I think heat and efficiency are synonymous in this case....and I'm not sure how much there is to gain, really. You want the heat (especially IR light) over the tank to be less....a cooler ballast sitting on the floor doesn't do anything to cool the tank. :( Technically the room will have to carry less heat, so the tank will cool a little, but it will be infinitesimal...not enough to notice.

I brought up LED because you're likely to cut power usage by 50% (and therefore heat by 50% as well) AND you'll be eliminating the IR component of the light. Those two things will combine for significant heat savings in the tank.

From what I can remember/tell, you ideally would like an m80 ballast....an M138 probe-start ballast would also work, but makes sure it's (amps) rated for the higher peak power.
 
I think heat and efficiency are synonymous in this case....and I'm not sure how much there is to gain, really. You want the heat (especially IR light) over the tank to be less....a cooler ballast sitting on the floor doesn't do anything to cool the tank. :( Technically the room will have to carry less heat, so the tank will cool a little, but it will be infinitesimal...not enough to notice.

I brought up LED because you're likely to cut power usage by 50% (and therefore heat by 50% as well) AND you'll be eliminating the IR component of the light. Those two things will combine for significant heat savings in the tank.

From what I can remember/tell, you ideally would like an m80 ballast....an M138 probe-start ballast would also work, but makes sure it's (amps) rated for the higher peak power.

Thanks. Haven't done halides in a long time, I've forgotten more than I know at this point. I was looking and haven't had any luck finding an M80 ballast. But after more googling it seems M80 is a DE ballast and M58 is the SE mag probe start so I've been on a wild goose chase... M58 is what I want, right? And any random M58 will work if it's rated for the extra amperage of overdriving the lamp?

Thanks again for your help, this has been really useful.
 
I think you want an M80 or M138....or one of the selectable electronic ballasts.

The Advance 71A5880 seems to be the right model for the M80, but I think it might be discontinued....maybe you can call around or otherwise find a substitution for it? They also have a series of M138's but I know even less about them.

Do you have a supplier you can call? Or maybe just call Phillips Advance on your own if you can....
 
I think you want an M80 or M138....or one of the selectable electronic ballasts.

The Advance 71A5880 seems to be the right model for the M80, but I think it might be discontinued....maybe you can call around or otherwise find a substitution for it? They also have a series of M138's but I know even less about them.

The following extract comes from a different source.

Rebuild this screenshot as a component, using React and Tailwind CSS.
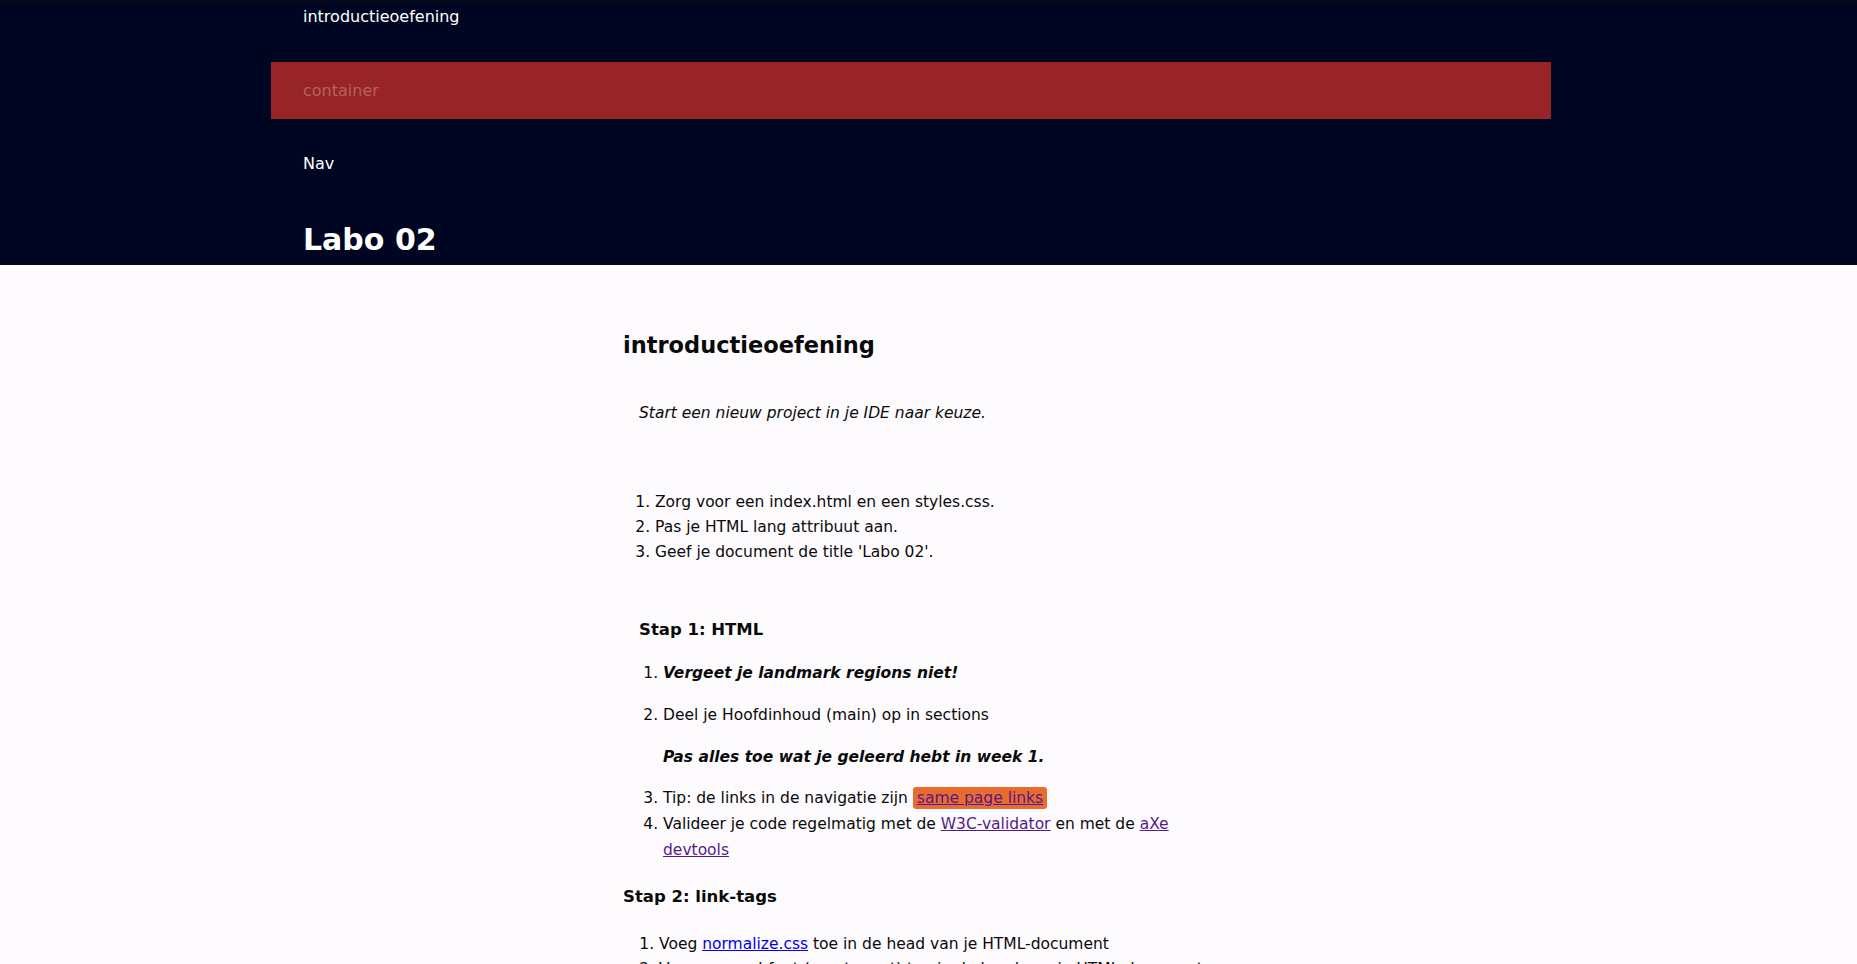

Do you have a supplier you can call? Or maybe just call Phillips Advance on your own if you can....
So from this thread:

http://www.reefcentral.com/forums/showthread.php?t=1197755

An M58 is for SE bulbs (what I'll be using) and an M80 is for DE bulbs. HOWEVER, the M80 runs lamps at 3.0a and the M58 runs at 2.1a so I believe it is an M80 I need. Maybe I should just get a selectable electronic ballast and skip the trouble. I'll try Phillips tomorrow.
 
An M58 is for SE bulbs

I think you're talking about a different class of halide bulbs than the Radium there.

Here's a better link:
http://reefkeeping.com/issues/2007-03/sj/index.php

Note that Table 1 is only a summary. The devil is in the details – make sure to read down to Table 2 for the direct scoop. And of course read the rest of the article too. ;) I doubt you will have any remaining questions except where to find the **** ballast for sale after that. :) :)

In a nutshell, Radiums and a few others are different from typical American bulbs. HQI is a European "high current" standard and I think is what these bulbs ballasts we're talking about (M80/M138 or related e-ballasts) are built like or emulating. I think m80 is the closest ANSI standard.

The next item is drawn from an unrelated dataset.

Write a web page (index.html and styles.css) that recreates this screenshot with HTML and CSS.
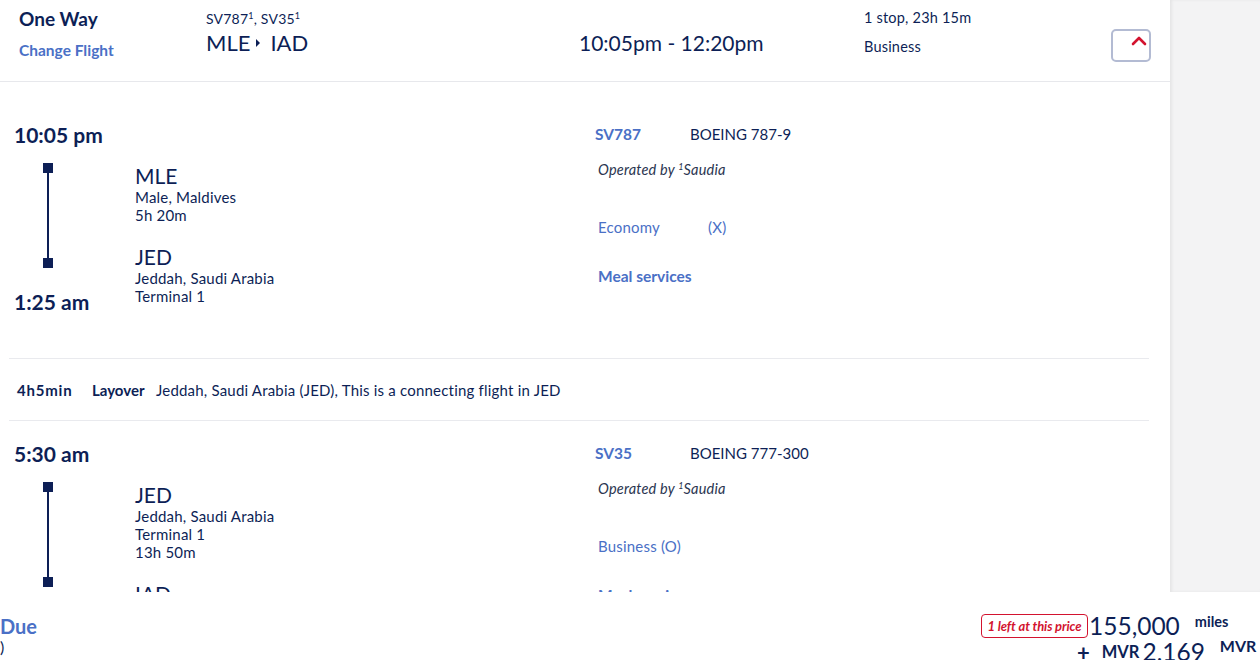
FILE: index.html
```html
<!DOCTYPE html>
<html lang="en">
<head>
<meta charset="utf-8">
<title>Flight details</title>
<link rel="stylesheet" href="styles.css">
</head>
<body>
<div class="page">
  <div class="viewport">
    <main class="card">
      <header class="summary">
        <div class="s-trip">
          <div class="trip-type">One Way</div>
          <a class="change">Change Flight</a>
        </div>
        <div class="s-route">
          <div class="flights">SV787<sup>1</sup>, SV35<sup>1</sup></div>
          <div class="route">MLE<span class="tri"></span>IAD</div>
        </div>
        <div class="s-time">10:05pm - 12:20pm</div>
        <div class="s-info">
          <div>1 stop, 23h 15m</div>
          <div class="cabin">Business</div>
        </div>
        <button class="toggle" aria-label="Collapse">
          <svg width="18" height="12" viewBox="0 0 18 12"><path d="M3 9 L9 3 L15 9" fill="none" stroke="#d3132f" stroke-width="2.6" stroke-linecap="round" stroke-linejoin="round"/></svg>
        </button>
      </header>

      <section class="segment first">
        <div class="seg-left">
          <div class="t-dep">10:05 pm</div>
          <div class="rail"><span class="sq"></span><span class="line"></span><span class="sq"></span></div>
          <div class="stops">
            <div class="stop">
              <div class="code">MLE</div>
              <div class="det">Male, Maldives</div>
              <div class="det">5h 20m</div>
            </div>
            <div class="stop">
              <div class="code">JED</div>
              <div class="det">Jeddah, Saudi Arabia</div>
              <div class="det">Terminal 1</div>
            </div>
          </div>
          <div class="t-arr">1:25 am</div>
        </div>
        <div class="seg-right">
          <div class="fl"><span class="fno">SV787</span><span class="plane">BOEING 787-9</span></div>
          <div class="op">Operated by <sup>1</sup>Saudia</div>
          <div class="cls"><span class="cls-name">Economy</span>(X)</div>
          <div class="meal">Meal services</div>
        </div>
      </section>

      <div class="layover">
        <span class="lay-dur">4h5min</span>
        <span class="lay-lbl">Layover</span>
        <span class="lay-txt">Jeddah, Saudi Arabia (JED), This is a connecting flight in JED</span>
      </div>

      <section class="segment">
        <div class="seg-left">
          <div class="t-dep">5:30 am</div>
          <div class="rail"><span class="sq"></span><span class="line"></span><span class="sq"></span></div>
          <div class="stops">
            <div class="stop">
              <div class="code">JED</div>
              <div class="det">Jeddah, Saudi Arabia</div>
              <div class="det">Terminal 1</div>
              <div class="det">13h 50m</div>
            </div>
            <div class="stop">
              <div class="code">IAD</div>
              <div class="det">Washington, United States</div>
              <div class="det">Terminal 1</div>
            </div>
          </div>
          <div class="t-arr">12:20 pm</div>
        </div>
        <div class="seg-right">
          <div class="fl"><span class="fno">SV35</span><span class="plane">BOEING 777-300</span></div>
          <div class="op">Operated by <sup>1</sup>Saudia</div>
          <div class="cls">Business (O)</div>
          <div class="meal">Meal services</div>
        </div>
      </section>
    </main>
    <aside class="side"></aside>
  </div>

  <footer class="bar">
    <div class="due">
      <div class="due-title">Due</div>
      <div class="due-sub">)</div>
    </div>
    <div class="price">
      <div class="p-row">
        <span class="badge">1 left at this price</span>
        <span class="amt">155,000</span>
        <span class="unit">miles</span>
      </div>
      <div class="p-row second">
        <span class="plus">+</span>
        <span class="cur">MVR</span>
        <span class="amt">2,169</span>
        <span class="unit cur2">MVR</span>
      </div>
    </div>
  </footer>
</div>
</body>
</html>
```

FILE: styles.css
```css
* { box-sizing: border-box; }
html, body { margin: 0; padding: 0; }
body {
  font-family: Lato, "Liberation Sans", sans-serif;
  color: #0d1f56;
  background: #ffffff;
  width: 1260px;
  height: 660px;
  overflow: hidden;
}
.page { display: flex; flex-direction: column; height: 660px; }
.viewport { display: flex; height: 592px; overflow: hidden; }
.card { width: 1170px; flex: none; background: #fff; }
.side { flex: 1; background: #f3f3f4; box-shadow: inset 2px 0 3px rgba(0,0,0,0.06); }

/* summary header */
.summary {
  display: grid;
  grid-template-columns: 187px 373px 285px 247px 40px;
  padding-left: 19px;
  height: 82px;
  border-bottom: 1px solid #e7e8ec;
  margin-bottom: 20px;
}
.s-trip { padding-top: 8px; }
.trip-type { font-size: 19px; font-weight: 700; line-height: 22px; }
.change { display: block; margin-top: 9px; font-size: 15.5px; font-weight: 700; line-height: 22px; color: #4a70c6; }
.s-route { padding-top: 10px; }
.flights { font-size: 14px; line-height: 18px; letter-spacing: 0.2px; }
.flights sup { font-size: 9px; vertical-align: 5px; line-height: 0; }
.route { font-size: 22px; line-height: 30px; display: flex; align-items: center; }
.tri {
  display: inline-block; width: 0; height: 0; margin: 0 10px 0 6px;
  border-top: 4px solid transparent; border-bottom: 4px solid transparent; border-left: 4px solid #0d1f56;
}
.s-time { padding-top: 28px; font-size: 21px; line-height: 30px; }
.s-info { padding-top: 8px; font-size: 14.5px; line-height: 20px; letter-spacing: 0.2px; }
.cabin { margin-top: 9px; }
.toggle {
  margin-top: 29px; width: 40px; height: 33px; padding: 0;
  border: 2px solid #b3bbd3; border-radius: 5px; background: #fff;
  display: flex; justify-content: flex-end; align-items: flex-start;
}
.toggle svg { margin: 4px 1px 0 0; }

/* segments */
.segment {
  display: grid;
  grid-template-columns: 581px 1fr;
  padding: 21px 0 44px 14px;
}
.seg-left {
  display: grid;
  grid-template-columns: 121px 1fr;
  grid-template-rows: auto auto auto;
  align-items: start;
}
.t-dep, .t-arr { font-size: 21px; font-weight: 700; line-height: 24px; white-space: nowrap; }
.t-dep { grid-column: 1; grid-row: 1; margin-bottom: 16px; }
.rail {
  grid-column: 1; grid-row: 2;
  margin-left: 29px; width: 10px; height: 105px;
  display: flex; flex-direction: column; align-items: center;
}
.sq { width: 10px; height: 10px; background: #0d1f56; flex: none; }
.line { width: 2px; flex: 1; background: #0d1f56; }
.stops { grid-column: 2; grid-row: 2 / span 2; margin-top: 1px; }
.stop + .stop { margin-top: 21px; }
.code { font-size: 21px; line-height: 24px; }
.det { font-size: 15px; line-height: 18px; letter-spacing: 0.2px; }
.t-arr { grid-column: 1; grid-row: 3; margin-top: 22px; }

.seg-right { font-size: 15px; }
.fl { line-height: 22px; display: flex; }
.fno { width: 95px; font-size: 15.5px; font-weight: 700; color: #4a70c6; }
.plane { font-size: 15px; }
.op { margin-top: 15px; padding-left: 3px; line-height: 20px; font-style: italic; color: #2a3550; font-size: 14.5px; letter-spacing: 0.2px; }
.op sup { font-size: 9px; vertical-align: 5px; line-height: 0; }
.cls { margin-top: 37px; padding-left: 3px; line-height: 20px; color: #4a70c6; font-size: 15px; letter-spacing: 0.2px; }
.cls-name { display: inline-block; width: 110px; }
.meal { margin-top: 28px; padding-left: 3px; line-height: 22px; font-size: 15.5px; font-weight: 700; color: #4a70c6; }

/* layover */
.layover {
  margin: 0 21px 0 9px;
  border-top: 1px solid #e9eaee;
  border-bottom: 1px solid #e9eaee;
  padding: 21px 0 20px 8px;
  line-height: 20px;
  font-size: 15px;
  letter-spacing: 0.2px;
  display: flex;
}
.lay-dur { font-weight: 700; width: 75px; letter-spacing: 0.8px; }
.lay-lbl { font-weight: 700; width: 64px; letter-spacing: 0; }

/* footer */
.bar {
  height: 68px; background: #fff;
  display: flex; justify-content: space-between;
  overflow: hidden;
}
.due { padding-top: 22px; }
.due-title { font-size: 20px; font-weight: 700; line-height: 24px; color: #4a70c6; }
.due-sub { font-size: 16px; line-height: 18px; }
.price { width: 279px; padding-top: 19px; }
.p-row { display: flex; align-items: center; height: 30px; white-space: nowrap; }
.badge {
  border: 1px solid #d3132f; border-radius: 4px;
  color: #d3132f; font-size: 13px; font-weight: 700; font-style: italic;
  height: 24px; line-height: 22px; padding: 0 2px; width: 107px; text-align: center;
  letter-spacing: -0.1px;
}
.amt { font-size: 24.5px; line-height: 30px; margin-left: 1px; }
.unit { font-size: 14.5px; font-weight: 700; margin-left: 15px; align-self: flex-start; line-height: 22px; }
.second { margin-top: -4px; padding-left: 96px; }
.plus { font-size: 22px; font-weight: 700; }
.cur { font-size: 16.5px; font-weight: 700; margin-left: 12px; margin-right: 2px; }
.cur2 { line-height: 18px; font-size: 16px; }
```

I'd 86 the ANSI M58 from consideration.

Try searching for "250 watt HQI ballast" (etc) instead of the ANSI codes.

(Honestly, it seems like a Luxcore switchable might be the way to go just to avoid uncertainty...plus you definitely get more flexibility if your lighting needs or bulb preferences change significantly.)
 
@jeremy thank you for that...honestly can't believe I didn't check there first!

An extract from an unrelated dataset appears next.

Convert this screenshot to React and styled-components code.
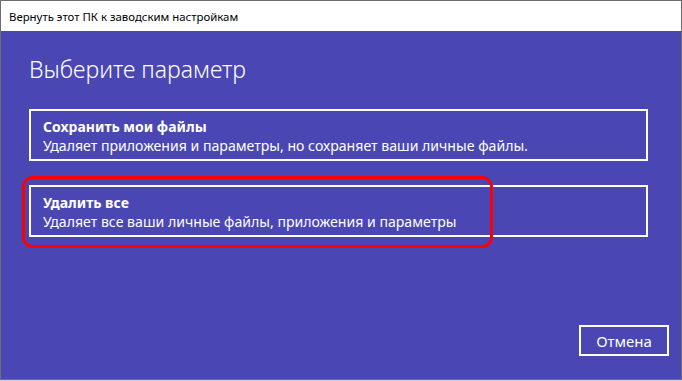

You can look at that reef keeping link to see which bulbs are M80 compatible.....Radium is one. :)
 
I think you're talking about a different class of halide bulbs than the Radium there.

Here's a better link:
http://reefkeeping.com/issues/2007-03/sj/index.php

Note that Table 1 is only a summary. The devil is in the details – make sure to read down to Table 2 for the direct scoop. And of course read the rest of the article too. ;) I doubt you will have any remaining questions except where to find the **** ballast for sale after that. :) :)

In a nutshell, Radiums and a few others are different from typical American bulbs. HQI is a European "high current" standard and I think is what these bulbs ballasts we're talking about (M80/M138 or related e-ballasts) are built like or emulating. I think m80 is the closest ANSI standard.

I'd 86 the ANSI M58 from consideration.

Try searching for "250 watt HQI ballast" (etc) instead of the ANSI codes.

(Honestly, it seems like a Luxcore switchable might be the way to go just to avoid uncertainty...plus you definitely get more flexibility if your lighting needs or bulb preferences change significantly.)
Thank you so much! I remember why I switched to T5s last time my halide ballasts went out. I could probably go with an M80 but to be safe I'll just get a LuXcore 250/400 and use the HQI setting as needed. I can also switch to 400w later.

Thank you again to everyone.
 
Yeah for a Radium 250W MH you want to buy the M80 Ballast. The M80 has the pulse start that is need to fire the lamp and will run the bulb at the proper wattage ~310watts.